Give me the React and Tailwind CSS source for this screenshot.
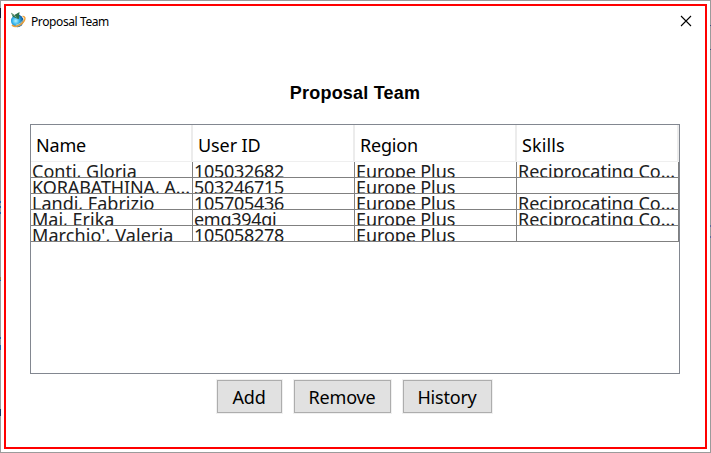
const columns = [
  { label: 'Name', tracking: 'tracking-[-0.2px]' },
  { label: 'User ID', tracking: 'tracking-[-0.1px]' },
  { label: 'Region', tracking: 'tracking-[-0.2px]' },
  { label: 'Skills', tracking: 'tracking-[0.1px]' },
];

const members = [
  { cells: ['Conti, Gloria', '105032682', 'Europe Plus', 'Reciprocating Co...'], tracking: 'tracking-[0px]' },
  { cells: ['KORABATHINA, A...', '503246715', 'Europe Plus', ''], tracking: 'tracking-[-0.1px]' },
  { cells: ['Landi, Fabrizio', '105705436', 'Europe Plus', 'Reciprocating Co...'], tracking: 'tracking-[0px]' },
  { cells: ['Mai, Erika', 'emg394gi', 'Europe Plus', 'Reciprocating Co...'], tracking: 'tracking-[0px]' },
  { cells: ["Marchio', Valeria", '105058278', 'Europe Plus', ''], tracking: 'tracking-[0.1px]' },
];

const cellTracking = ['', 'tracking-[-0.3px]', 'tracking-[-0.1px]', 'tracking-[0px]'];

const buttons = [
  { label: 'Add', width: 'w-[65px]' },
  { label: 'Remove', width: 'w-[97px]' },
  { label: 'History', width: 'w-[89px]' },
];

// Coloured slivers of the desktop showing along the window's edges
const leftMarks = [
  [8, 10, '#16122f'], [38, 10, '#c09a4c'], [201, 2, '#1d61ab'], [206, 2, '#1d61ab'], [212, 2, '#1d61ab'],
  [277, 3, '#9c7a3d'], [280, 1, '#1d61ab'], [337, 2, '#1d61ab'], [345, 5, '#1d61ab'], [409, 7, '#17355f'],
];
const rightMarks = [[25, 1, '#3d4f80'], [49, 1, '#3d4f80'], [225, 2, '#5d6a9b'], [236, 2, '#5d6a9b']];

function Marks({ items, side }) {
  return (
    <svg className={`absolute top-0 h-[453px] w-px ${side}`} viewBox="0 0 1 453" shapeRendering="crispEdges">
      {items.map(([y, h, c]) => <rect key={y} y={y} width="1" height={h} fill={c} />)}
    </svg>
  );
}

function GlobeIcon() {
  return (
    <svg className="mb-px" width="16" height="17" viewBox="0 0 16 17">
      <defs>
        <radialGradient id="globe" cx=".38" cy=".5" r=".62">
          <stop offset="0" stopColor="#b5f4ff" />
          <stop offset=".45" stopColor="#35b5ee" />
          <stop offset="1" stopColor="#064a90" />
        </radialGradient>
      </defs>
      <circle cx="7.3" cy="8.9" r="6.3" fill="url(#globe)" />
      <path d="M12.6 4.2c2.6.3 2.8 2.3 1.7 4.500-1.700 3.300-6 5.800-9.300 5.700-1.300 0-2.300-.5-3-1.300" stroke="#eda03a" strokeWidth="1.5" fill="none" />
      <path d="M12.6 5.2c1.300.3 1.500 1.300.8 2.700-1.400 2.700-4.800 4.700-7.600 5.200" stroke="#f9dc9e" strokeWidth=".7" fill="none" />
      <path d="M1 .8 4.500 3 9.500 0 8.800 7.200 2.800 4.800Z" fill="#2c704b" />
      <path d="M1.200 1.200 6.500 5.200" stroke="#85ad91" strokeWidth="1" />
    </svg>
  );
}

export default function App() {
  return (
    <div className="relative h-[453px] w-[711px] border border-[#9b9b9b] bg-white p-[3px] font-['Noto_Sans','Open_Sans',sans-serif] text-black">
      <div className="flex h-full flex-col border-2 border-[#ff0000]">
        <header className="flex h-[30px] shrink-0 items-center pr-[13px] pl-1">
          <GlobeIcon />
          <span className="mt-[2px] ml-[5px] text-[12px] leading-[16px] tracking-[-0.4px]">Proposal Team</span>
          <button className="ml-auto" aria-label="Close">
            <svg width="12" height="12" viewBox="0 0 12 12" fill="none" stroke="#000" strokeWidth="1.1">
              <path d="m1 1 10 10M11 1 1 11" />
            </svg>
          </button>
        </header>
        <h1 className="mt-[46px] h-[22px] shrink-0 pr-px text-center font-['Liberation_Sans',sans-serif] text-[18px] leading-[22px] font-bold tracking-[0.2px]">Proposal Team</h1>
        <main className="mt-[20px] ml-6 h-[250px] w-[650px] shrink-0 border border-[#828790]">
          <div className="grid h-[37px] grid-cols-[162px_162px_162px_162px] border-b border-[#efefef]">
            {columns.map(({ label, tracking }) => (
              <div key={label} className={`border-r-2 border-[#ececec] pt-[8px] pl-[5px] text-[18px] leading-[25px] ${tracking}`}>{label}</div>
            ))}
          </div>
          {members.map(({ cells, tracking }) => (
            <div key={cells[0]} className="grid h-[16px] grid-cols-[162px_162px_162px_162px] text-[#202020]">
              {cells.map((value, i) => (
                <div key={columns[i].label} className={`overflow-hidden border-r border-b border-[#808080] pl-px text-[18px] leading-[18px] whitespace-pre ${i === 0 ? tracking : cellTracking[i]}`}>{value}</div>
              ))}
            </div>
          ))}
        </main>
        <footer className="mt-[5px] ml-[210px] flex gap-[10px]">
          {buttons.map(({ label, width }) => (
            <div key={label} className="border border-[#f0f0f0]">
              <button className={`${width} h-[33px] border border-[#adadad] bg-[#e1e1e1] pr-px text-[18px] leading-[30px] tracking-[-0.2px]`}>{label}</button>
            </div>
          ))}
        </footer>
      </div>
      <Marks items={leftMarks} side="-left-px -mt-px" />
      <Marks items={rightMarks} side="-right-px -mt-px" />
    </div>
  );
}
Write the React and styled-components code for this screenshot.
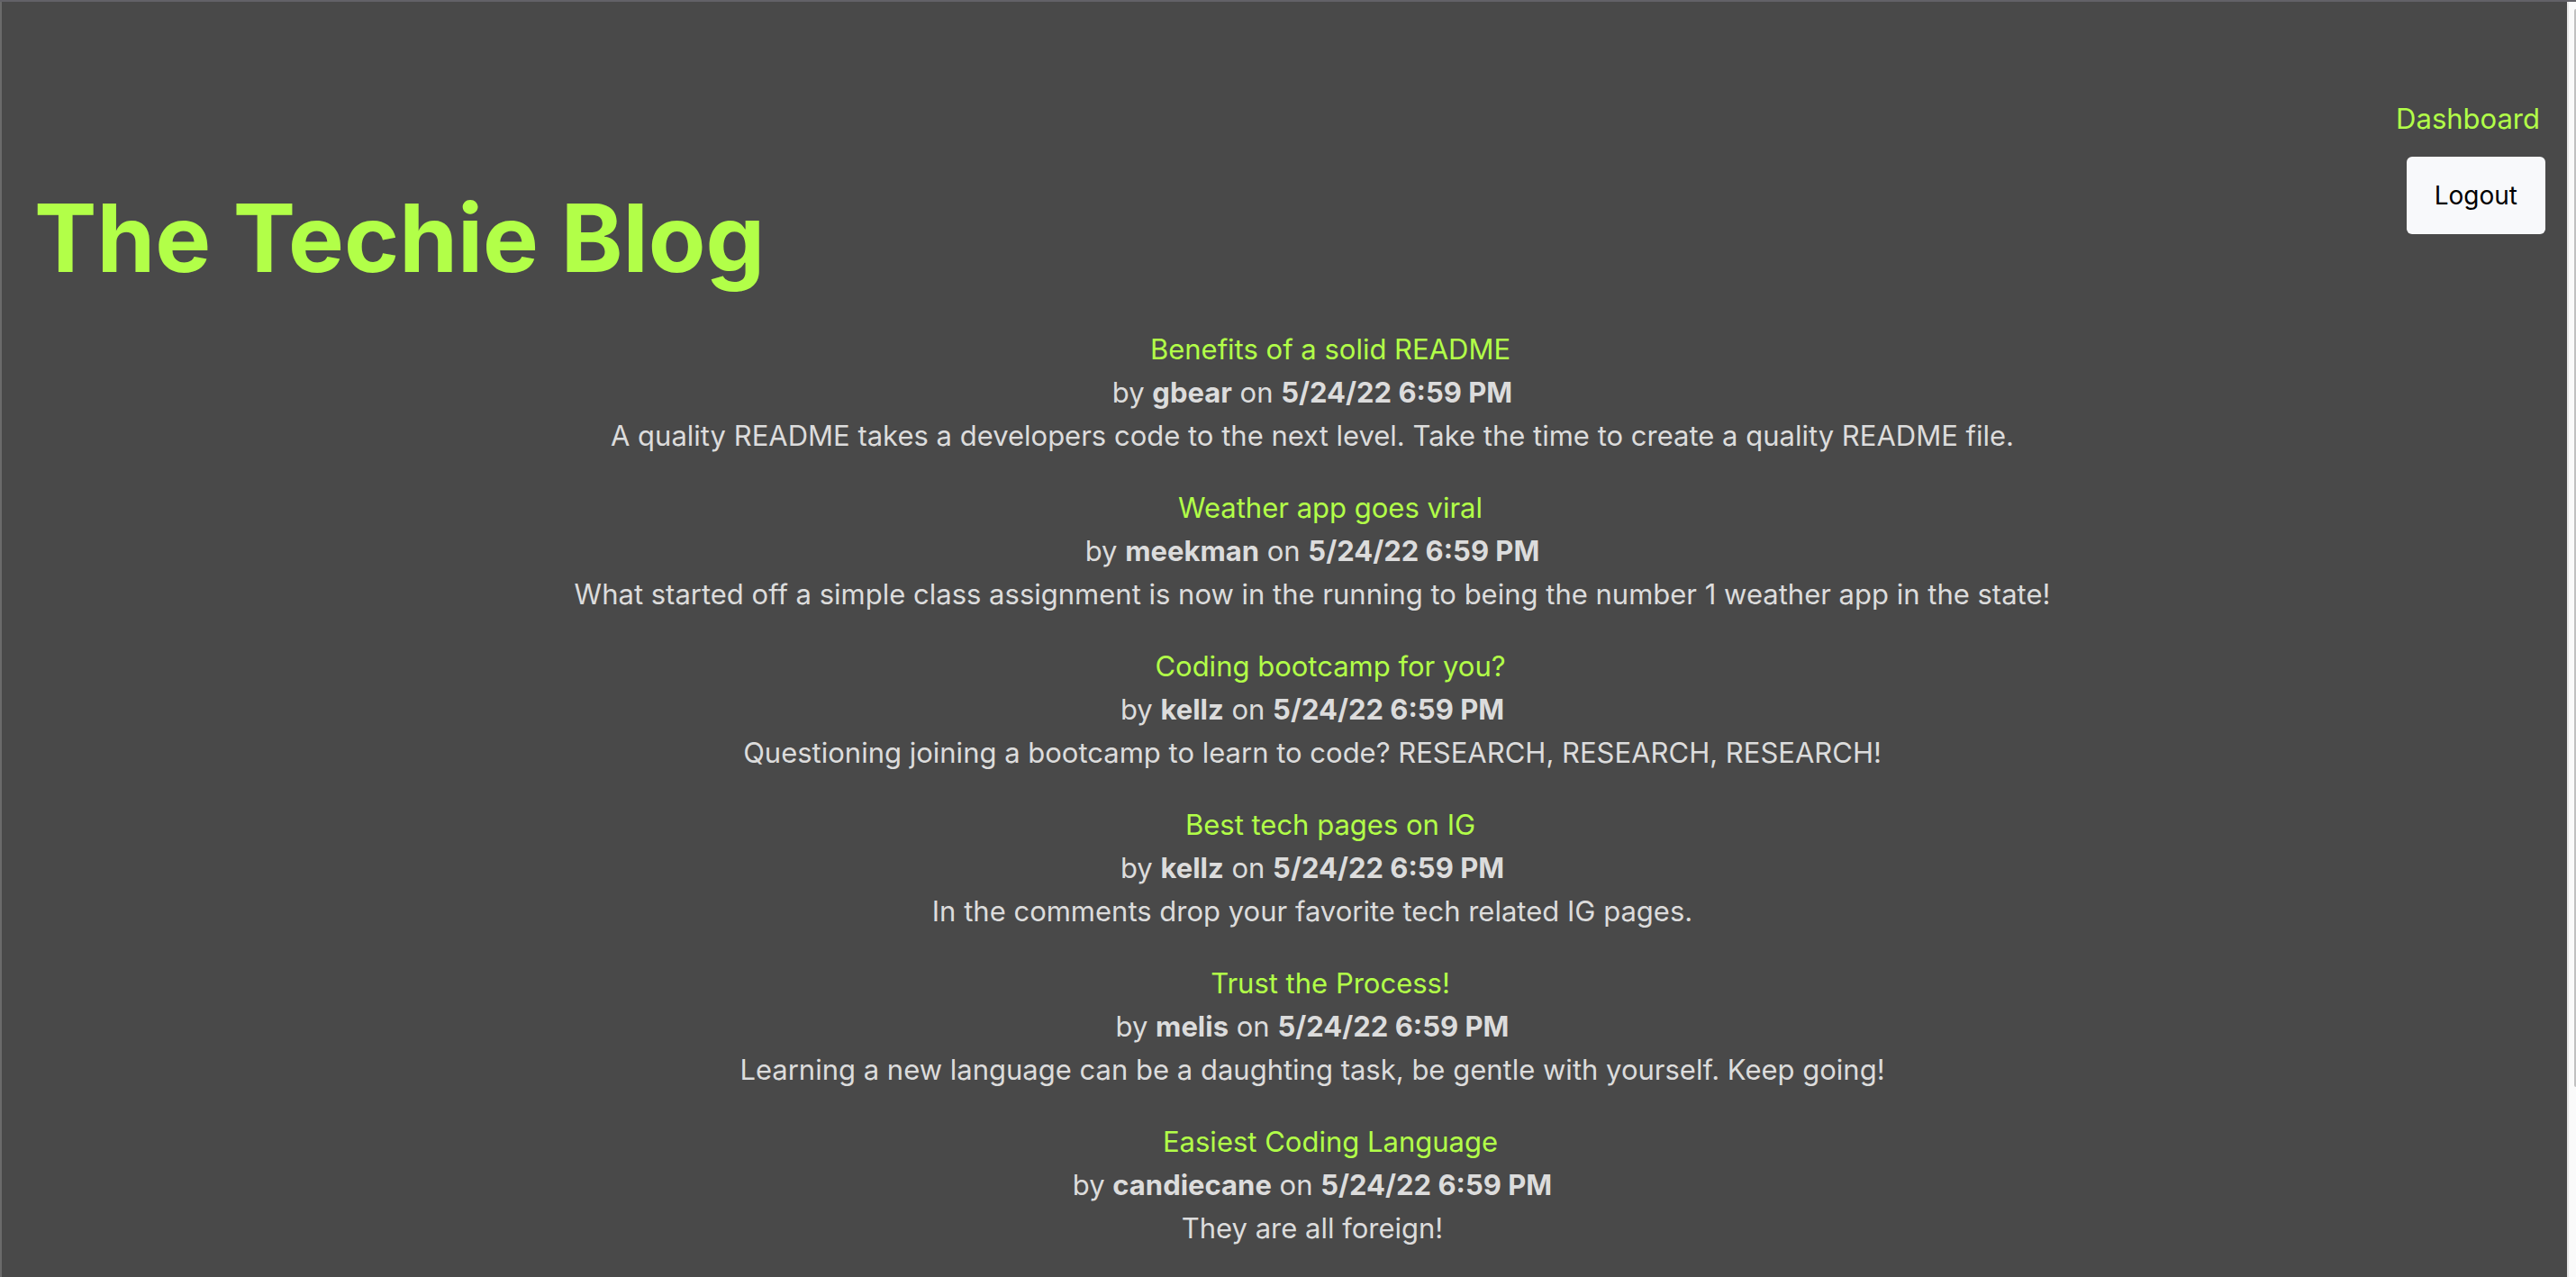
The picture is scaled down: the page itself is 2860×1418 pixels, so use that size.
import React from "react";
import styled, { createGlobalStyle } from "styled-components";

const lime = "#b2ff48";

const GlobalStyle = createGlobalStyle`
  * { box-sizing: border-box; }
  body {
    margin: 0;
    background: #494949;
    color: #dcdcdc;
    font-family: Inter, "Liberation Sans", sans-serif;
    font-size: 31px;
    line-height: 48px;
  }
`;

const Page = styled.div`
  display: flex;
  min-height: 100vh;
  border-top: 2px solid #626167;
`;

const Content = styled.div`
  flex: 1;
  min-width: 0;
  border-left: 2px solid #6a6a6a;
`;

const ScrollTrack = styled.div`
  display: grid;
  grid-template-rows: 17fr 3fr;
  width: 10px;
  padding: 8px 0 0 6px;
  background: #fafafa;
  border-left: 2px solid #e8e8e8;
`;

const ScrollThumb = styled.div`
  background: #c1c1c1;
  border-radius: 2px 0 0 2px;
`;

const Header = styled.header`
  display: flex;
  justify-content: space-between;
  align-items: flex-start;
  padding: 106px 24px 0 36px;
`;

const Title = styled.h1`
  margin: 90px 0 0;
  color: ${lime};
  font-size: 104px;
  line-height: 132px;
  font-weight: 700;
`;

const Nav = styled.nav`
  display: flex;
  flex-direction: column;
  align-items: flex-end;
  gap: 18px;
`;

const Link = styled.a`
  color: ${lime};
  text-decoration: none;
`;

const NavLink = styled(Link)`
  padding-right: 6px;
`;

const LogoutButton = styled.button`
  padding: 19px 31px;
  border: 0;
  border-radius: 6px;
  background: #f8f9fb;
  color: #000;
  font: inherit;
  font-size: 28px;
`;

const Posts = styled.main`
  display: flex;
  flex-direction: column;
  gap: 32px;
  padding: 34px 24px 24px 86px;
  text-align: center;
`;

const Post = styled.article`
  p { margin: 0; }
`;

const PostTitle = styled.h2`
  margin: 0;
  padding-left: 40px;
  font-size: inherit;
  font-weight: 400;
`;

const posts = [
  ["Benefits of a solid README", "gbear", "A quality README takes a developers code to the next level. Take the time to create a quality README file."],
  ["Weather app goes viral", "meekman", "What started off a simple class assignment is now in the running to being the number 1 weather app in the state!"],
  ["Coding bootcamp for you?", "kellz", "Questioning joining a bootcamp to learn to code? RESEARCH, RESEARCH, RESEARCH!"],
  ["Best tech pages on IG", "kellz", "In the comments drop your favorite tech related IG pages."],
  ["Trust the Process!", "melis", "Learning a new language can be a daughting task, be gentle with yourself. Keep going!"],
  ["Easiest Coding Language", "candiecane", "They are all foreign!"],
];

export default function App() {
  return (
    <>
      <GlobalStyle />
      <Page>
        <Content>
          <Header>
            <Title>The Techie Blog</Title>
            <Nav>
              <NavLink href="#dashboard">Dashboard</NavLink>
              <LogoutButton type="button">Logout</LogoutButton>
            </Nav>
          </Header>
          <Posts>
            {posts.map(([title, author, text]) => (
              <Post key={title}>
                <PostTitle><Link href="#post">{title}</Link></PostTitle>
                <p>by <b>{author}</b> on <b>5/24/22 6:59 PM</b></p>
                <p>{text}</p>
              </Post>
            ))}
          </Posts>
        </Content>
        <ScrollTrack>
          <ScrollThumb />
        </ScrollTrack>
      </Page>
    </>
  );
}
☆ ☆ ☆ ☆
__Directions for this task__: In the entries above, identify every line with the word "components". Copy those lines.

__Result of the task__:
Write the React and styled-components code for this screenshot.
import styled, { createGlobalStyle } from "styled-components";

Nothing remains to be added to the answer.